A classification method that yields a model $\hat{y} = wx+b$ for a specific x input and gets the corresponding predicted y (so called $\hat{y}$ ).

#### Logistic Regression

Transpose prediction $\hat{y}$ to a logical and explainable value to a Binary classification model.

Transpose function like **Sigmoid function**:

$\sigma(z) = \frac{1}{1+e^{-z}}$

#### Loss Functions

Loss (error) function works on **a particular piece of data** from training set, which tells the model what the direction to alternate $\hat{y}$.

Loss functions like **Square loss**:

$L(\hat{y}, y) = \frac{(\hat{y} - y)^2}{2}$

Loss functions like **Logistic loss**:

$L(\hat{y}, y) = -(y\log{\hat{y}} + (1-y)\log{1-\hat{y}})$

#### Cost Functions

Cost function works in back-propagation process to find a **global optimal** in the **entire training set**.

$J(w, b) = \frac{1}{m} \sum\limits_{i=0}^{m} L(\hat{y}^{(i)}, y^{(i)})$

where the L is the Loss function.

#### Gradient Descent

The process (Algorithm) of finding the **minimum cost** with corresponding w and b. Mention here is that the w and b are a bunch of weights and biases in each regression unit (Neuron).
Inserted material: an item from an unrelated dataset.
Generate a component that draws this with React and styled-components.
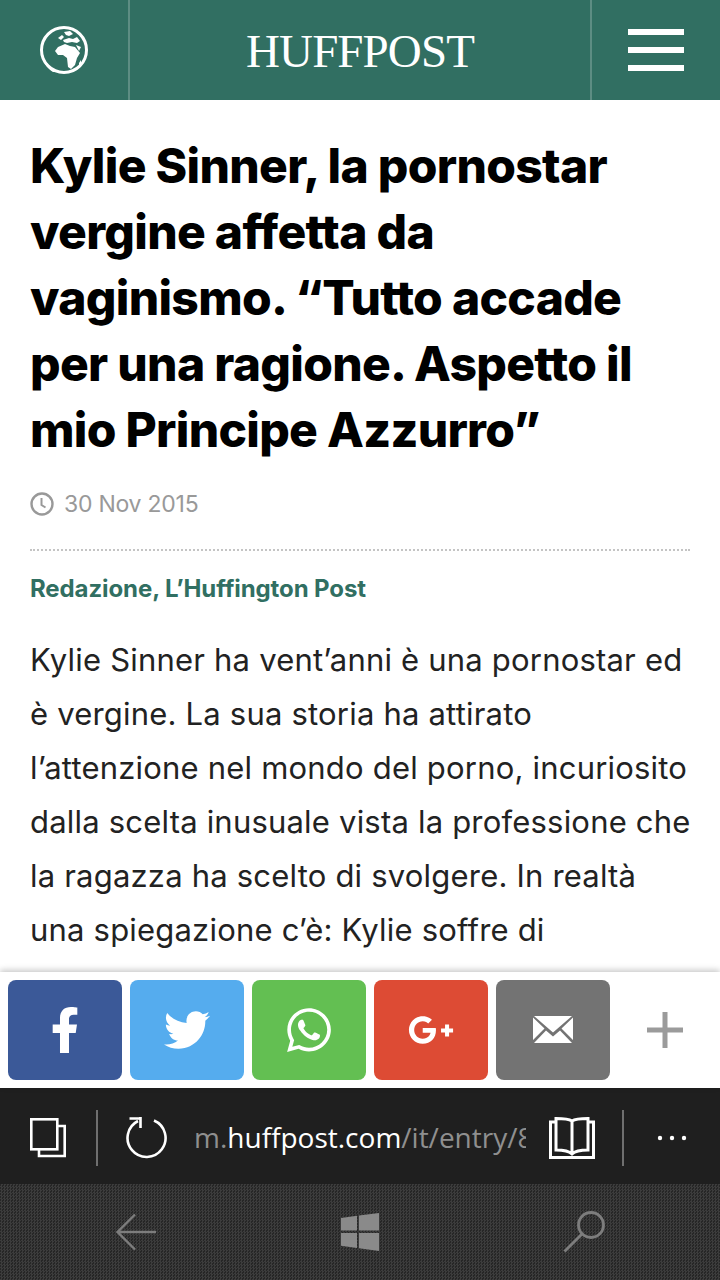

We need to prove that the error function minimized using gradient descent by proving logistic regression convex. http://mathgotchas.blogspot.com/2011/10/why-is-error-function-minimized-in.html

Repeart Until Converge {

$w:=w - \alpha\frac{\partial J(w, b)}{\partial w}$

$b:=b - \alpha\frac{\partial J(w, b)}{\partial b}$

}

Where $\alpha$ is learning rate always significantly small.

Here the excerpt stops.